> _Problem details_:
Quote every line below exactly and skip any picture.

> _Available data_:
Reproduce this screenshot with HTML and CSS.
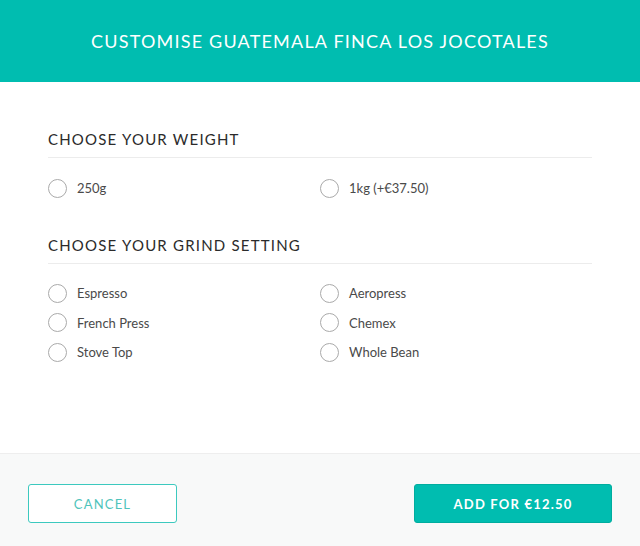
FILE: index.html
```html
<!DOCTYPE html>
<html lang="en">
<head>
    <meta charset="UTF-8">
    <meta name="viewport" content="width=device-width, initial-scale=1.0">
    <title>Customise</title>
    <link rel="stylesheet" href="styles.css">
</head>
<body>
    <div class="modal">
        <div class="modal-header">
            <h1>Customise Guatemala Finca Los Jocotales</h1>
        </div>

        <div class="modal-body">
            <div class="option-group">
                <h2>Choose your weight</h2>
                <div class="options">
                    <label class="option"><input type="radio" name="weight"><span class="radio"></span>250g</label>
                    <label class="option"><input type="radio" name="weight"><span class="radio"></span>1kg (+€37.50)</label>
                </div>
            </div>

            <div class="option-group">
                <h2>Choose your grind setting</h2>
                <div class="options">
                    <label class="option"><input type="radio" name="grind"><span class="radio"></span>Espresso</label>
                    <label class="option"><input type="radio" name="grind"><span class="radio"></span>Aeropress</label>
                    <label class="option"><input type="radio" name="grind"><span class="radio"></span>French Press</label>
                    <label class="option"><input type="radio" name="grind"><span class="radio"></span>Chemex</label>
                    <label class="option"><input type="radio" name="grind"><span class="radio"></span>Stove Top</label>
                    <label class="option"><input type="radio" name="grind"><span class="radio"></span>Whole Bean</label>
                </div>
            </div>
        </div>

        <div class="modal-footer">
            <button type="button" class="btn btn-outline">Cancel</button>
            <button type="button" class="btn btn-primary">Add for €12.50</button>
        </div>
    </div>
</body>
</html>
```

FILE: styles.css
```css
body {
    font-family: Lato, "Open Sans", sans-serif;
    background-color: #fff;
    color: #333;
    margin: 0;
    padding: 0;
}

.modal {
    display: flex;
    flex-direction: column;
    height: 546px;
}

.modal-header {
    height: 82px;
    background-color: #00bdb0;
    display: flex;
    align-items: center;
    justify-content: center;
}

.modal-header h1 {
    margin: 0;
    color: #fff;
    font-size: 18px;
    font-weight: 400;
    letter-spacing: 1.2px;
    text-transform: uppercase;
}

.modal-body {
    flex: 1;
    padding: 48px 48px 0;
}

.option-group {
    margin-bottom: 38px;
}

.option-group h2 {
    margin: 0;
    padding-bottom: 9px;
    border-bottom: 1px solid #ececec;
    font-size: 15px;
    font-weight: 400;
    letter-spacing: 1.2px;
    text-transform: uppercase;
    color: #2b2b2b;
}

.options {
    display: grid;
    grid-template-columns: 272px 1fr;
    padding-top: 20px;
    row-gap: 9.5px;
}

.option-group + .option-group .options {
    padding-top: 19px;
}

.option {
    display: flex;
    align-items: center;
    height: 20px;
    font-size: 13px;
    color: #4a4a4a;
    cursor: pointer;
}

.option input {
    display: none;
}

.radio {
    width: 17px;
    height: 17px;
    border: 1.5px solid #aaa;
    border-radius: 50%;
    margin-right: 10px;
    flex-shrink: 0;
}

.option input:checked + .radio {
    border-color: #00bdb0;
    box-shadow: inset 0 0 0 4px #fff;
    background-color: #00bdb0;
}

.modal-footer {
    height: 93px;
    background-color: #f8f9f9;
    border-top: 1px solid #eeeeee;
    display: flex;
    align-items: flex-start;
    justify-content: space-between;
    padding: 30px 28px 0;
    box-sizing: border-box;
}

.btn {
    height: 39px;
    border-radius: 3px;
    font-family: Lato, sans-serif;
    font-size: 13px;
    letter-spacing: 1.2px;
    text-transform: uppercase;
    cursor: pointer;
}

.btn-outline {
    width: 149px;
    background-color: #fff;
    border: 1px solid #3cc9bf;
    color: #4fc4bb;
}

.btn-primary {
    width: 198px;
    background-color: #00bdb0;
    border: 1px solid #00ad9f;
    color: #fff;
    font-weight: 700;
}
```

> _Full response_:
Reproduce this screenshot with HTML and CSS.
FILE: index.html
```html
<!DOCTYPE html>
<html lang="en">
<head>
    <meta charset="UTF-8">
    <meta name="viewport" content="width=device-width, initial-scale=1.0">
    <title>Customise</title>
    <link rel="stylesheet" href="styles.css">
</head>
<body>
    <div class="modal">
        <div class="modal-header">
            <h1>Customise Guatemala Finca Los Jocotales</h1>
        </div>

        <div class="modal-body">
            <div class="option-group">
                <h2>Choose your weight</h2>
                <div class="options">
                    <label class="option"><input type="radio" name="weight"><span class="radio"></span>250g</label>
                    <label class="option"><input type="radio" name="weight"><span class="radio"></span>1kg (+€37.50)</label>
                </div>
            </div>

            <div class="option-group">
                <h2>Choose your grind setting</h2>
                <div class="options">
                    <label class="option"><input type="radio" name="grind"><span class="radio"></span>Espresso</label>
                    <label class="option"><input type="radio" name="grind"><span class="radio"></span>Aeropress</label>
                    <label class="option"><input type="radio" name="grind"><span class="radio"></span>French Press</label>
                    <label class="option"><input type="radio" name="grind"><span class="radio"></span>Chemex</label>
                    <label class="option"><input type="radio" name="grind"><span class="radio"></span>Stove Top</label>
                    <label class="option"><input type="radio" name="grind"><span class="radio"></span>Whole Bean</label>
                </div>
            </div>
        </div>

        <div class="modal-footer">
            <button type="button" class="btn btn-outline">Cancel</button>
            <button type="button" class="btn btn-primary">Add for €12.50</button>
        </div>
    </div>
</body>
</html>
```

FILE: styles.css
```css
body {
    font-family: Lato, "Open Sans", sans-serif;
    background-color: #fff;
    color: #333;
    margin: 0;
    padding: 0;
}

.modal {
    display: flex;
    flex-direction: column;
    height: 546px;
}

.modal-header {
    height: 82px;
    background-color: #00bdb0;
    display: flex;
    align-items: center;
    justify-content: center;
}

.modal-header h1 {
    margin: 0;
    color: #fff;
    font-size: 18px;
    font-weight: 400;
    letter-spacing: 1.2px;
    text-transform: uppercase;
}

.modal-body {
    flex: 1;
    padding: 48px 48px 0;
}

.option-group {
    margin-bottom: 38px;
}

.option-group h2 {
    margin: 0;
    padding-bottom: 9px;
    border-bottom: 1px solid #ececec;
    font-size: 15px;
    font-weight: 400;
    letter-spacing: 1.2px;
    text-transform: uppercase;
    color: #2b2b2b;
}

.options {
    display: grid;
    grid-template-columns: 272px 1fr;
    padding-top: 20px;
    row-gap: 9.5px;
}

.option-group + .option-group .options {
    padding-top: 19px;
}

.option {
    display: flex;
    align-items: center;
    height: 20px;
    font-size: 13px;
    color: #4a4a4a;
    cursor: pointer;
}

.option input {
    display: none;
}

.radio {
    width: 17px;
    height: 17px;
    border: 1.5px solid #aaa;
    border-radius: 50%;
    margin-right: 10px;
    flex-shrink: 0;
}

.option input:checked + .radio {
    border-color: #00bdb0;
    box-shadow: inset 0 0 0 4px #fff;
    background-color: #00bdb0;
}

.modal-footer {
    height: 93px;
    background-color: #f8f9f9;
    border-top: 1px solid #eeeeee;
    display: flex;
    align-items: flex-start;
    justify-content: space-between;
    padding: 30px 28px 0;
    box-sizing: border-box;
}

.btn {
    height: 39px;
    border-radius: 3px;
    font-family: Lato, sans-serif;
    font-size: 13px;
    letter-spacing: 1.2px;
    text-transform: uppercase;
    cursor: pointer;
}

.btn-outline {
    width: 149px;
    background-color: #fff;
    border: 1px solid #3cc9bf;
    color: #4fc4bb;
}

.btn-primary {
    width: 198px;
    background-color: #00bdb0;
    border: 1px solid #00ad9f;
    color: #fff;
    font-weight: 700;
}
```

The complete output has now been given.